Sunday, April 10, 2016

A Trip to the Moon (1902) review


     Clocking in at only fifteen minutes, A Trip to the Moon is more of a short masterpiece than a film. However, its significance in time and the sheer creativity of the show earn it just as much, if not more, respect than most films throughout history. The short, silent picture is a masterpiece of its time, delivering just as much fantasy and awe today as it did back in its original days- thanks to the gift of film preservation.

PLOT: An enlightened astronomer plans a casual trip to the moon with some of the townspeople. The astronomer and others build a torpedo-shaped rocket and launch him into space. The rocket touches down (in the man in the moon's eye, no less) and the astronomer is then encountered with some strange aliens. There isn't a lot of substance to the plot, as it is very short and basic. However, what the creators and performers were able to accomplish with props and costumes at that time in history was quite amazing. Film hadn't become as broad and accessible yet, so this was a special show to see in its day. It's still special now, thanks to the miracle of film preservation and the creativity of the entertainers.

ACTING: Though there isn't anything to say about speech in the film, there is a lot to say about the performers. The performers wide-spreading gestures and sporadic movements really brought the film to life. A film doesn't need the medium of speech if conveyed accurately through emotion, which these actors achieved ultimately.

SCORE/SOUNDTRACK: I'm not sure what the original music played aside this film was, or if there even was music, but either choice would have been better than the background music that Netflix provides with the film. The music on the Netflix stream seemed too modernized and dark compared to the overall tone of the film. It almost ruined the film for me, as it distracted from some of the intended emotions of the film. If it had remained preserved accurately, things would have been better.

EFFECTS: The special effects were amazing for their time. Back in this time, the best effects one could achieve would be the result of impressive stage crafting, camera tricks, and good costume design. A Trip to the Moon achieved all of the above, with well-defined costume design and impressive camera tricks. From the iconic shot of the face in the moon to the alien encounters, this film was an effects marvel for its day. The classic effects still bring a very imaginative tone to the film, whether presented in black-and-white or retouched color.

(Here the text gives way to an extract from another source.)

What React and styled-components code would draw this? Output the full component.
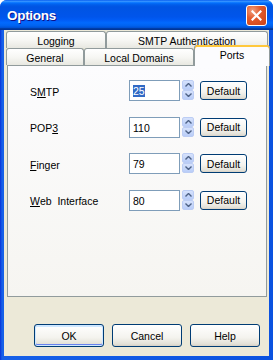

OTHER CONTENT: Though this film is old, silent, and short, that in no way suggest that it's lackluster or insignificant. The guys in the film industry had this preserved for a reason, and that's because it's still an entertaining work of art and one hell-of-a-show to watch. If one just puts his or her mindset into that time, one would realize just how amazing and significant this film is to the industry. Thinking of how the performers put on this show as intricately as they did is the true whimsical fantasy, for this took a lot more hard work than some basic CGI today. Personally, I love the old-time feel this film has, with all of its camera flaws and different ways of achieving fantastic effects. It's 100% authentic. (Still don't agree? Watch Hugo.)

     A Trip to the Moon a. k. a. Le Voyage Dans la Lun is classic work of cinematic art, capturing the same wonder and fantasy today for different reasons. The film is well-preserved for the most part, excluding the addition or re-cut of the background music. Some people should leave aspects like that alone. Some things are better in their raw, cinematic state. Either way, this film marks a significant point in film history and still sheds honor upon these well-deceased performers.